Two new additions to our IP/it Update website:
- a case note on Microsoft Corporation v Electro-Wide Ltd.  FSR 580 which I first wrote in June 1997; and
- Peter Hayward’s presentation to the IP Centre of Excellence on advisory opinions in Leeds on 24 Nov 2005 and the accompanying notes.
The case note is on one of the few authorities on the statutory presumptions set out in s.104 and s.106 of the Copyright Designs and Patents Act 1988. That was a summary judgment application under Order 14 which is generally regarded as more favourable to defendants than CPR Part 24 which replaced it.

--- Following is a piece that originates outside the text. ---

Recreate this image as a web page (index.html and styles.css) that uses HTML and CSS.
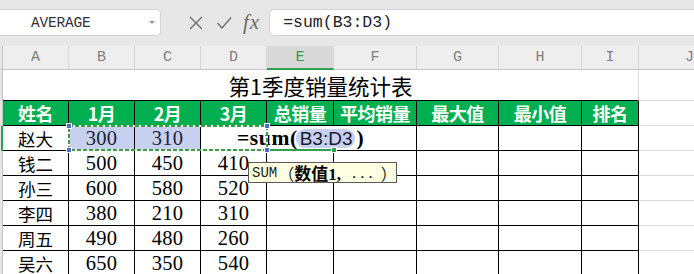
FILE: index.html
```html
<!DOCTYPE html>
<html lang="zh">
<head>
<meta charset="utf-8">
<title>第1季度销量统计表</title>
<link rel="stylesheet" href="styles.css">
</head>
<body>
<div class="app">
  <div class="toolbar">
    <div class="namebox"><span class="name">AVERAGE</span><span class="caret"></span></div>
    <div class="fbtns">
      <svg class="ico" width="16" height="16" viewBox="0 0 16 16"><path d="M2 2 L14 14 M14 2 L2 14" stroke="#6b6b6b" stroke-width="1.3" fill="none"/></svg>
      <svg class="ico" width="16" height="16" viewBox="0 0 16 16"><path d="M1.5 8 L6 13 L15 2.5" stroke="#6b6b6b" stroke-width="1.3" fill="none"/></svg>
      <span class="fx">fx</span>
    </div>
    <div class="formula">=sum(B3:D3)</div>
  </div>

  <div class="sheet">
    <div class="stub sh"></div>
    <div class="h">A</div><div class="h">B</div><div class="h">C</div><div class="h">D</div><div class="h sel">E</div><div class="h">F</div><div class="h">G</div><div class="h">H</div><div class="h">I</div><div class="h last">J</div>

    <div class="stub"></div>
    <div class="title">第1季度销量统计表</div>
    <div class="j"></div>

    <div class="stub st"></div>
    <div class="hd">姓名</div><div class="hd">1月</div><div class="hd">2月</div><div class="hd">3月</div><div class="hd">总销量</div><div class="hd">平均销量</div><div class="hd">最大值</div><div class="hd">最小值</div><div class="hd">排名</div>
    <div class="j"></div>

    <div class="stub st act"></div>
    <div class="d nm">赵大</div><div class="d num rng">300</div><div class="d num rng">310</div><div class="d num"></div><div class="d"></div><div class="d"></div><div class="d"></div><div class="d"></div><div class="d"></div>
    <div class="j"></div>

    <div class="stub st"></div>
    <div class="d nm">钱二</div><div class="d num">500</div><div class="d num">450</div><div class="d num">410</div><div class="d"></div><div class="d"></div><div class="d"></div><div class="d"></div><div class="d"></div>
    <div class="j"></div>

    <div class="stub st"></div>
    <div class="d nm">孙三</div><div class="d num">600</div><div class="d num">580</div><div class="d num">520</div><div class="d"></div><div class="d"></div><div class="d"></div><div class="d"></div><div class="d"></div>
    <div class="j"></div>

    <div class="stub st"></div>
    <div class="d nm">李四</div><div class="d num">380</div><div class="d num">210</div><div class="d num">310</div><div class="d"></div><div class="d"></div><div class="d"></div><div class="d"></div><div class="d"></div>
    <div class="j"></div>

    <div class="stub st"></div>
    <div class="d nm">周五</div><div class="d num">490</div><div class="d num">480</div><div class="d num">260</div><div class="d"></div><div class="d"></div><div class="d"></div><div class="d"></div><div class="d"></div>
    <div class="j"></div>

    <div class="stub st"></div>
    <div class="d nm">吴六</div><div class="d num">650</div><div class="d num">350</div><div class="d num">540</div><div class="d"></div><div class="d"></div><div class="d"></div><div class="d"></div><div class="d"></div>
    <div class="j"></div>
  </div>

  <div class="editor"><span class="eq">=sum(</span><span class="ref">B3:D3</span><span class="eq">)</span></div>
  <div class="activebar"></div>
  <div class="fillhandle"></div>
  <svg class="range" width="204" height="30" viewBox="0 0 204 30">
    <rect x="3" y="3" width="198" height="24" fill="none" stroke="#ffffff" stroke-width="2"/>
    <rect x="3" y="3" width="198" height="24" fill="none" stroke="#3f9a45" stroke-width="2" stroke-dasharray="4 2"/>
    <rect x="0.5" y="0.5" width="5" height="5" fill="#4a6cc4" stroke="#ffffff" stroke-width="1"/>
    <rect x="198.5" y="0.5" width="5" height="5" fill="#4a6cc4" stroke="#ffffff" stroke-width="1"/>
    <rect x="0.5" y="24.5" width="5" height="5" fill="#4a6cc4" stroke="#ffffff" stroke-width="1"/>
    <rect x="198.5" y="24.5" width="5" height="5" fill="#4a6cc4" stroke="#ffffff" stroke-width="1"/>
  </svg>
  <div class="tip"><span class="tm">SUM</span><span class="tc lp">（</span><b class="tb">数值1,</b><span class="dots">...</span><span class="tc rp">）</span></div>
</div>
</body>
</html>
```

FILE: styles.css
```css
* { box-sizing: border-box; margin: 0; padding: 0; }
html, body { width: 694px; height: 274px; overflow: hidden; background: #ffffff; }
body { font-family: "Liberation Serif", "Noto Sans CJK SC", serif; color: #000; }

.app { position: relative; width: 694px; height: 274px; overflow: hidden; }

/* toolbar */
.toolbar {
  height: 46px;
  background: #e7e7e7;
  display: flex;
  align-items: flex-start;
  padding-top: 9px;
}
.namebox {
  width: 161px;
  height: 27px;
  background: #ffffff;
  border: 1px solid #d4d4d4;
  border-left: none;
  border-radius: 0 5px 5px 0;
  display: flex;
  align-items: center;
  padding-left: 31px;
}
.name {
  font-family: "Liberation Mono", monospace;
  font-size: 14.5px;
  color: #333;
  flex: 1;
  letter-spacing: -0.2px;
}
.caret {
  width: 0; height: 0;
  border-left: 3px solid transparent;
  border-right: 3px solid transparent;
  border-top: 3px solid #9a9a9a;
  margin-right: 5px;
}
.fbtns {
  display: flex;
  align-items: center;
  height: 27px;
  padding-left: 27px;
  gap: 12px;
}
.ico { display: block; }
.fx {
  font-family: "Liberation Serif", serif;
  font-style: italic;
  font-size: 21px;
  color: #6b6b6b;
  margin-left: -1px;
  letter-spacing: 1px;
}
.formula {
  flex: 1;
  margin-left: 9px;
  height: 27px;
  background: #ffffff;
  border: 1px solid #d4d4d4;
  border-right: none;
  border-radius: 5px 0 0 5px;
  padding-left: 13px;
  font-family: "Liberation Mono", monospace;
  font-size: 16.5px;
  line-height: 25px;
  color: #222;
}

/* sheet grid */
.sheet {
  display: grid;
  grid-template-columns: 3px 66px 66px 66px 66px 67px 83px 82px 83px 57px 1fr;
  grid-template-rows: 24px 31px 25px repeat(6, 25px);
}
.stub { background: #e6e6e6; border-right: 1px solid #c4c4c4; }
.stub.sh { border-bottom: 1px solid #c6c6c6; }
.stub.act { border-right: 2px solid #2f9e4f; }

.h {
  background: #eeeeee;
  border-right: 1px solid #d6d6d6;
  border-bottom: 1px solid #c6c6c6;
  font-family: "Liberation Mono", monospace;
  font-size: 15px;
  color: #808080;
  display: flex;
  align-items: center;
  justify-content: center;
}
.h.sel {
  background: #d9d9d9;
  color: #2f9e4f;
  border-bottom: 2px solid #2f9e4f;
}
.h.last { border-right: none; justify-content: flex-start; padding-left: 46px; }

.title {
  grid-column: span 9;
  border-right: 1px solid #d9d9d9;
  border-bottom: 1px solid #000;
  display: flex;
  align-items: center;
  justify-content: center;
  font-family: "Noto Sans CJK SC", sans-serif;
  font-size: 21.5px;
  padding-top: 1px;
}
.j { border-bottom: 1px solid #d9d9d9; }

.hd {
  background: #00b050;
  border-right: 1px solid #000;
  border-bottom: 1px solid #000;
  color: #ffffff;
  font-family: "Noto Sans CJK SC", sans-serif;
  font-weight: 700;
  font-size: 18px;
  display: flex;
  align-items: center;
  justify-content: center;
  white-space: nowrap;
  letter-spacing: -0.5px;
}

.d {
  border-right: 1px solid #000;
  border-bottom: 1px solid #000;
  display: flex;
  align-items: center;
  justify-content: center;
}
.nm {
  font-family: "Noto Sans CJK SC", sans-serif;
  font-size: 17.5px;
}
.num {
  font-family: "Liberation Serif", serif;
  font-size: 20.5px;
  letter-spacing: 0.3px;
  padding-top: 1px;
}
.rng { background: #c7d1ef; color: #1f1f3a; }

/* overlays */
.editor {
  position: absolute;
  left: 202px;
  top: 126px;
  width: 214px;
  height: 24px;
  background: #ffffff;
  padding-left: 35px;
  display: flex;
  align-items: center;
  white-space: nowrap;
}
.eq {
  font-family: "Liberation Serif", serif;
  font-weight: 700;
  font-size: 21.5px;
  letter-spacing: 0.6px;
}
.ref {
  font-family: "Liberation Sans", sans-serif;
  font-size: 19px;
  color: #1a1a2a;
  background: #c7d1ef;
  border-radius: 9px;
  padding: 0 3px 0 4px;
  height: 19px;
  line-height: 19px;
  margin: 0 1px 0 -2px;
}
.activebar {
  position: absolute;
  left: 267px;
  top: 149px;
  width: 67px;
  height: 2px;
  background: #2f9e4f;
}
.fillhandle {
  position: absolute;
  left: 331px;
  top: 147px;
  width: 6px;
  height: 6px;
  background: #2f9e4f;
  border: 1px solid #ffffff;
}
.range {
  position: absolute;
  left: 66px;
  top: 123px;
}
.tip {
  position: absolute;
  left: 248px;
  top: 162px;
  width: 149px;
  height: 21px;
  background: #ffffe1;
  border: 1px solid #5a5a5a;
  display: flex;
  align-items: center;
  padding-left: 3px;
  white-space: nowrap;
}
.tm { font-family: "Liberation Mono", monospace; font-size: 14px; color: #222; }
.tc { font-family: "Noto Sans CJK SC", sans-serif; font-size: 16px; color: #222; }
.tc.lp { margin-left: 1px; }
.tc.rp { margin-left: 4px; }
.tb { font-family: "Liberation Serif", "Noto Sans CJK SC", serif; font-size: 17px; font-weight: 700; }
.dots { font-family: "Liberation Serif", serif; font-size: 17px; letter-spacing: 4px; color: #222; margin-left: 11px; }
```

Peter Hayward’s slides cover advisory opinions under s.74A and s.74B of the Patents Act 1977 as amended. There have been 6 applications under those sections since the provisions came into force in October 2005. Two of them have been made by my mate Chris Hemingway of Bailey Walsh. There don’t seem to be any pending applications. Does that mean that advisory opinions will go the way of the employees’ compensation and the comptroller’s juridiction in infringement disputes? It would be a pity but entirely possible. What did Lord Esher say in Ungar v Sugg (1892) 9 RPC 113: “It is really not the fault of the law; it is the fault of the mode of conducting the law in a patent case. That is what causes all this mischief.”